Advocates for English-language classes say that Suh has made the right moves, which are only inevitable in order to raise local universities' competitiveness by producing more students who can submit papers to prestigious overseas journals and attract more international students from abroad.

But critics argue that for a student like Cho, who focused only on making robots and spent little time learning English, studying higher mathematics and physics in a foreign language must have been an intimidating task.

The issue came to the fore after three more students followed Cho and took their own lives.

"The current high school English education system has not been focusing on listening and speaking. Under those circumstances, freshmen were not prepared adequately to take classes taught in English, which resulted in side effects," said Kang Bum-mo, a KAIST freshman.

KAIST's move toward becoming an international campus came at a time when many other South Korean universities have expanded their English-language curriculums.
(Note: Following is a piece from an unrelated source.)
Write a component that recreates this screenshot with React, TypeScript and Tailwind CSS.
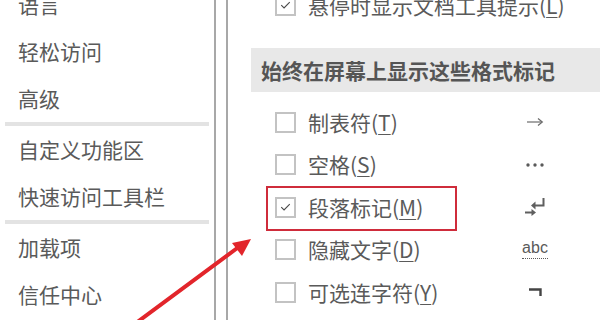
import React from "react";

const Check = () => (
  <svg width="20" height="20" viewBox="0 0 20 20" className="block">
    <path d="M5 10.2 L8.3 13.4 L15 6.6" fill="none" stroke="#4a4a4a" strokeWidth="1.3" />
  </svg>
);

function Box({ checked }: { checked?: boolean }) {
  return (
    <div className="w-[21px] h-[21px] border-2 border-[#c3c3c3] bg-white flex items-center justify-center shrink-0">
      {checked ? <Check /> : null}
    </div>
  );
}

function Label({ text, k }: { text: string; k: string }) {
  return (
    <span className="text-[21px] text-[#5a5a5a] leading-none whitespace-nowrap">
      {text}(<span className="underline underline-offset-[3px] decoration-1">{k}</span>)
    </span>
  );
}

const ArrowSym = () => (
  <svg width="18" height="10" viewBox="0 0 18 10">
    <path d="M1 5 H16" stroke="#6a6a6a" strokeWidth="1.2" />
    <path d="M12 1.5 L16.3 5 L12 8.5" fill="none" stroke="#6a6a6a" strokeWidth="1.2" />
  </svg>
);

const DotsSym = () => (
  <svg width="20" height="6" viewBox="0 0 20 6">
    <circle cx="3" cy="3" r="1.7" fill="#5a5a5a" />
    <circle cx="10" cy="3" r="1.7" fill="#5a5a5a" />
    <circle cx="17" cy="3" r="1.7" fill="#5a5a5a" />
  </svg>
);

const ParaSym = () => (
  <svg width="22" height="20" viewBox="0 0 22 20">
    <path d="M19.5 1 V8.5 H11" fill="none" stroke="#5f5f5f" strokeWidth="2" />
    <path d="M7 8.5 L11.5 4.5 L11.5 12.5 Z" fill="#5f5f5f" />
    <path d="M1 15.5 H8" stroke="#5f5f5f" strokeWidth="2" />
    <path d="M12 15.5 L7.5 12 L7.5 19 Z" fill="#5f5f5f" />
  </svg>
);

const AbcSym = () => (
  <span className="font-['Liberation_Sans',sans-serif] text-[16px] leading-none text-[#5a5a5a] border-b border-dotted border-[#5a5a5a] pb-[2px]">
    abc
  </span>
);

const NotSym = () => (
  <svg width="14" height="8" viewBox="0 0 14 8">
    <path d="M1 1.5 H12.5 V8" fill="none" stroke="#444" strokeWidth="2.4" />
  </svg>
);

function Row({
  text,
  k,
  checked,
  sym,
  boxed,
}: {
  text: string;
  k: string;
  checked?: boolean;
  sym: React.ReactNode;
  boxed?: boolean;
}) {
  return (
    <div className="relative h-[42.5px] flex items-center pl-[47px]">
      {boxed ? (
        <div className="absolute left-[38px] top-0 w-[191px] h-[45px] border-2 border-[#cf2c3b]" />
      ) : null}
      <div className="w-[245px] flex items-center gap-[12px]">
        <Box checked={checked} />
        <Label text={text} k={k} />
      </div>
      <div className="w-[30px] flex items-center justify-center">{sym}</div>
    </div>
  );
}

function NavItem({ children }: { children: React.ReactNode }) {
  return (
    <div className="h-[47px] flex items-center pl-[18px] text-[21px] text-[#5a5a5a] leading-none whitespace-nowrap">
      {children}
    </div>
  );
}

const Sep = () => <div className="ml-[5px] w-[204px] h-[4px] bg-[#e3e3e3]" />;

export default function App() {
  return (
    <div className="relative w-[600px] h-[320px] overflow-hidden bg-white font-['Noto_Sans_CJK_SC','Noto_Sans',sans-serif] flex">
      <div className="w-[214px] shrink-0 flex flex-col -mt-[19px]">
        <NavItem>语言</NavItem>
        <NavItem>轻松访问</NavItem>
        <NavItem>高级</NavItem>
        <Sep />
        <NavItem>自定义功能区</NavItem>
        <NavItem>快速访问工具栏</NavItem>
        <Sep />
        <NavItem>加载项</NavItem>
        <NavItem>信任中心</NavItem>
      </div>
      <div className="w-[2px] shrink-0 bg-[#a8a8a8]" />
      <div className="w-[10px] shrink-0" />
      <div className="w-[2px] shrink-0 bg-[#a8a8a8]" />
      <div className="flex-1 flex flex-col">
        <div className="h-[40px] -mt-[15px] flex items-center pl-[47px] gap-[12px] shrink-0">
          <Box checked />
          <Label text="悬停时显示文档工具提示" k="L" />
        </div>
        <div className="ml-[23px] mt-[23px] h-[44px] bg-[#e8e8e8] flex items-center pl-[10px] shrink-0">
          <span className="text-[21px] font-bold text-[#555555] leading-none whitespace-nowrap">
            始终在屏幕上显示这些格式标记
          </span>
        </div>
        <div className="mt-[9px] flex flex-col">
          <Row text="制表符" k="T" sym={<ArrowSym />} />
          <Row text="空格" k="S" sym={<DotsSym />} />
          <Row text="段落标记" k="M" checked boxed sym={<ParaSym />} />
          <Row text="隐藏文字" k="D" sym={<AbcSym />} />
          <Row text="可选连字符" k="Y" sym={<NotSym />} />
        </div>
      </div>
      <svg className="absolute inset-0 pointer-events-none" width="600" height="320" viewBox="0 0 600 320">
        <path d="M132 326 L240 246" stroke="#e2252b" strokeWidth="4" strokeLinecap="round" />
        <path d="M251 239 L232 243 L242 256 Z" fill="#e2252b" />
      </svg>
    </div>
  );
}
Students at Seoul's Korea University have to take at least five lectures in English to graduate. At Yonsei University, professors must teach in English at least six classes in their first three years and 24 credit hours within six years.
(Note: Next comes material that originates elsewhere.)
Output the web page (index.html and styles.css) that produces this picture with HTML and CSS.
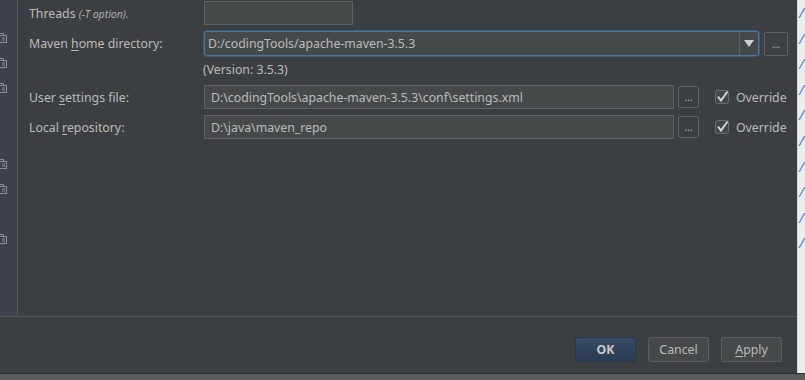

In 2009, Sunkyunkwan University established a global economics and management department, which provides all classes in English.

Despite the trend, some question the efficacy of the English-language classes for major subjects when students and professors are unable to communicate with each other using the limited skills they have acquired through the current English education system that focuses on passing entrance exams.

According to a survey of 160 students at Korea University, 84 percent, or 134, said lectures in English did not help improve their English communication skills.

"In classes taught in English, I don't feel like students and professors are really communicating with each other," said Park Jae-kyun, a senior physics major at Korea University. "I have had a hard time understanding courses for my major. For some advanced courses, which are hard to understand even in Korean, English classes didn't help us."

Advocates insist, however, that English classes are a must if universities want to become top-class schools worldwide, and it is a matter of how the system would be enforced, not whether it is necessary or not.

"To those who operate universities, the number of courses taught in English can be a critical standard indicating the competitiveness of their institution," said a professor at a private Seoul college who asked for anonymity due to the sensitivity of the issue.

Gradually phasing in English-language classes, depending on the subject, can be one way to solve the problem, Chung Chong-sup, a law professor at Seoul National University, says.

"In case of law school, English classes on international tax and investment law may be appropriate. But it is hard to teach civil law, constitutional law or criminal law in English and have in-depth discussions on the subject," Chung said.